== TASK TO CARRY OUT ==
Determine which lines contain the word "this", then copy those lines.

== DATA ==
## Start
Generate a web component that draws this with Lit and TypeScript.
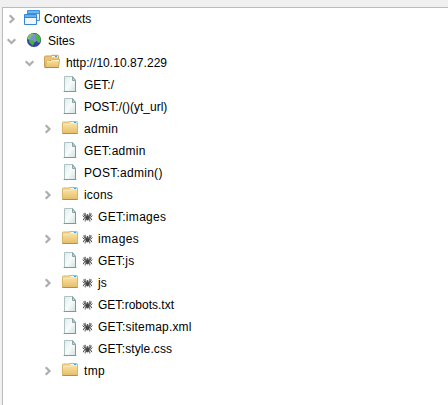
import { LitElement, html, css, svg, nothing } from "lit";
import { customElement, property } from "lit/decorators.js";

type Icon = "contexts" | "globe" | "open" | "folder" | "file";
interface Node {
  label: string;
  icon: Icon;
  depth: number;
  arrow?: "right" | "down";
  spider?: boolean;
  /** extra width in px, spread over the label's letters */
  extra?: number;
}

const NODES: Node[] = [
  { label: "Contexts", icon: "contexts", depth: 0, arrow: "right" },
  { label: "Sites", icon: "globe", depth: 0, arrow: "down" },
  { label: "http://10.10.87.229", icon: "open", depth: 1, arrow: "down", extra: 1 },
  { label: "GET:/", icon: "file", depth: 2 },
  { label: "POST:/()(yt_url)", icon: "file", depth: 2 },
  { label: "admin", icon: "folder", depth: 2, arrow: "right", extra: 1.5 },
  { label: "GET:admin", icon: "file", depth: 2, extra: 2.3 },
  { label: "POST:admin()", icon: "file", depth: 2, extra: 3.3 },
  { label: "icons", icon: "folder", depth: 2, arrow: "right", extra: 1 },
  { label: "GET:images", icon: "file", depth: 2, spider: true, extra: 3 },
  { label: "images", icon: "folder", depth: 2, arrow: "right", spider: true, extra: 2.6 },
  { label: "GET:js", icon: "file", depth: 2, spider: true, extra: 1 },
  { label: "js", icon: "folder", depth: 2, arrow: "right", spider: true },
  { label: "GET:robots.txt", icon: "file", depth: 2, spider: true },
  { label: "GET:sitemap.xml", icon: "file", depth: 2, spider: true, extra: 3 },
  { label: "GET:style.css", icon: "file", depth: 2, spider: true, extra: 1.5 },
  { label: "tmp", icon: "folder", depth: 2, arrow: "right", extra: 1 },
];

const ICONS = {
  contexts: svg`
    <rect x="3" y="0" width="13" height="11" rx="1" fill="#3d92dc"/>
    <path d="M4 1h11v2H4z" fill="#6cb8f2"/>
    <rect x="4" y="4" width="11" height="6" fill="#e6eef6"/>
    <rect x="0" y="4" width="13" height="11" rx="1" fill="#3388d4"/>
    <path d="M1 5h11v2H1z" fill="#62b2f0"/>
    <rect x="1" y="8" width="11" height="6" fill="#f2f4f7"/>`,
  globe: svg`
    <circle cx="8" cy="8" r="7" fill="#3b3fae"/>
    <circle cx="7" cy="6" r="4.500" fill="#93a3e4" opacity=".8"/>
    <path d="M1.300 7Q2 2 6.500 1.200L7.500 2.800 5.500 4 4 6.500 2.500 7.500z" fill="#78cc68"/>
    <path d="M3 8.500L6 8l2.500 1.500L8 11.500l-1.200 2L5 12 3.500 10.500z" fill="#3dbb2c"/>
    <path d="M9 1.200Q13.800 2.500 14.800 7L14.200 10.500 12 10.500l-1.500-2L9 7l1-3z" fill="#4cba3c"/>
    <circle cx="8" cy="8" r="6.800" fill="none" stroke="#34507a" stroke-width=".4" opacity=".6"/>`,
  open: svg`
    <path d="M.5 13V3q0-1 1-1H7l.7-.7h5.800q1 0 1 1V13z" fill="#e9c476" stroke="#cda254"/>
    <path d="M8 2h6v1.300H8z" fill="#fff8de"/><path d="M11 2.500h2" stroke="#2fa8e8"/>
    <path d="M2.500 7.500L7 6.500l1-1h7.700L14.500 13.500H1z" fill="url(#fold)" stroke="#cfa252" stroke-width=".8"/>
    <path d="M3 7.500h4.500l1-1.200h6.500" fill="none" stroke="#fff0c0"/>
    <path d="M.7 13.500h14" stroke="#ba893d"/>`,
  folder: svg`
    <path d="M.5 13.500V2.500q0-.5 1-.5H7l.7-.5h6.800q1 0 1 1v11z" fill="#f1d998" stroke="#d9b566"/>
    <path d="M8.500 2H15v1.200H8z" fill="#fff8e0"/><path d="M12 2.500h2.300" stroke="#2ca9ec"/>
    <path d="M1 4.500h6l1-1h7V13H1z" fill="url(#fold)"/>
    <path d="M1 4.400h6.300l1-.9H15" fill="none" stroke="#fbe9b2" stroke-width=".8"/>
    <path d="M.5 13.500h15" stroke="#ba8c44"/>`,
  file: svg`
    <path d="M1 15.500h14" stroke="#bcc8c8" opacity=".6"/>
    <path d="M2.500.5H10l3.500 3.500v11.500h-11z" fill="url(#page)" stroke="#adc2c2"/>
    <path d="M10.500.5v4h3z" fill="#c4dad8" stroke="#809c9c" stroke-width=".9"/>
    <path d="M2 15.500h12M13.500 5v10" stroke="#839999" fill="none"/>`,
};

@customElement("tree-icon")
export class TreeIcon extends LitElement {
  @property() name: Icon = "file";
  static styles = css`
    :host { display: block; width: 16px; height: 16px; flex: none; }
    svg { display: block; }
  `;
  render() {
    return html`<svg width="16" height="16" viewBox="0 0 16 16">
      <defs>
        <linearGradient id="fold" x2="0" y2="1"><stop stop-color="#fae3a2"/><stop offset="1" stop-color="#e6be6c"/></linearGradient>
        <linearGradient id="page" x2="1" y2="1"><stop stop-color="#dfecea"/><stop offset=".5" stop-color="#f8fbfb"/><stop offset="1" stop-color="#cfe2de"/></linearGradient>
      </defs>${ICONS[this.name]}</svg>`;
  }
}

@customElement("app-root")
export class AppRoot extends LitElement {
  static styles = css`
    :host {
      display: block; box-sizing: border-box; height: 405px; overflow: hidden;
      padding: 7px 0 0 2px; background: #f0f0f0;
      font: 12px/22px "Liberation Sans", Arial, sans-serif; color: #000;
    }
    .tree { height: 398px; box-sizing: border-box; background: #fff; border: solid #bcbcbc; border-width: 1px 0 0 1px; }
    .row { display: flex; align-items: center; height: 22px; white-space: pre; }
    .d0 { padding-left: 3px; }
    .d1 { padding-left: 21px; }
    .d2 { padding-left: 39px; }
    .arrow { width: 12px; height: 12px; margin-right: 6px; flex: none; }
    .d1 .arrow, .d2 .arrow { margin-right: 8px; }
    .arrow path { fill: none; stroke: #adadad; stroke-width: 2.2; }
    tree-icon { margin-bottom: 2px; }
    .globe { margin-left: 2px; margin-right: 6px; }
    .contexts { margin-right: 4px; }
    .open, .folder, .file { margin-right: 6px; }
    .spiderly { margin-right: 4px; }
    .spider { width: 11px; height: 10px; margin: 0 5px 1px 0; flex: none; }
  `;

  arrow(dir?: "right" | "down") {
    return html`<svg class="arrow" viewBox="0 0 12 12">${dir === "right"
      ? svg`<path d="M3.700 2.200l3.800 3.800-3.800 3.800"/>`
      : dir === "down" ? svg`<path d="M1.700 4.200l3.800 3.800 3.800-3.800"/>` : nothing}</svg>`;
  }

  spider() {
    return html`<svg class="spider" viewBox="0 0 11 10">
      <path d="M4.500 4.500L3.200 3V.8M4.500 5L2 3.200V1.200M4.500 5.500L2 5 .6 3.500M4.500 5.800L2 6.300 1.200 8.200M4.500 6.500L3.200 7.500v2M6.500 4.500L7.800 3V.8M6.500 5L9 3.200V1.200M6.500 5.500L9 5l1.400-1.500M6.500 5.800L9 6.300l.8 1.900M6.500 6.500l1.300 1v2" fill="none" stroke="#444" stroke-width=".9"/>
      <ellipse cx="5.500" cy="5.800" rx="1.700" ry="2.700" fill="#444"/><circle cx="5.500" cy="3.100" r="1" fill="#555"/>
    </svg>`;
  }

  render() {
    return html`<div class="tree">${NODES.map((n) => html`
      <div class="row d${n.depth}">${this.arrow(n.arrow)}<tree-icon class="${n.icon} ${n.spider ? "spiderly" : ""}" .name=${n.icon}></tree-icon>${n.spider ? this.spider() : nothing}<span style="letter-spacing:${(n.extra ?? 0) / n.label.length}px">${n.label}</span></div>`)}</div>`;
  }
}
## End
== THE ANSWER ==
Generate a web component that draws this with Lit and TypeScript.
      </defs>${ICONS[this.name]}</svg>`;
      <div class="row d${n.depth}">${this.arrow(n.arrow)}<tree-icon class="${n.icon} ${n.spider ? "spiderly" : ""}" .name=${n.icon}></tree-icon>${n.spider ? this.spider() : nothing}<span style="letter-spacing:${(n.extra ?? 0) / n.label.length}px">${n.label}</span></div>`)}</div>`;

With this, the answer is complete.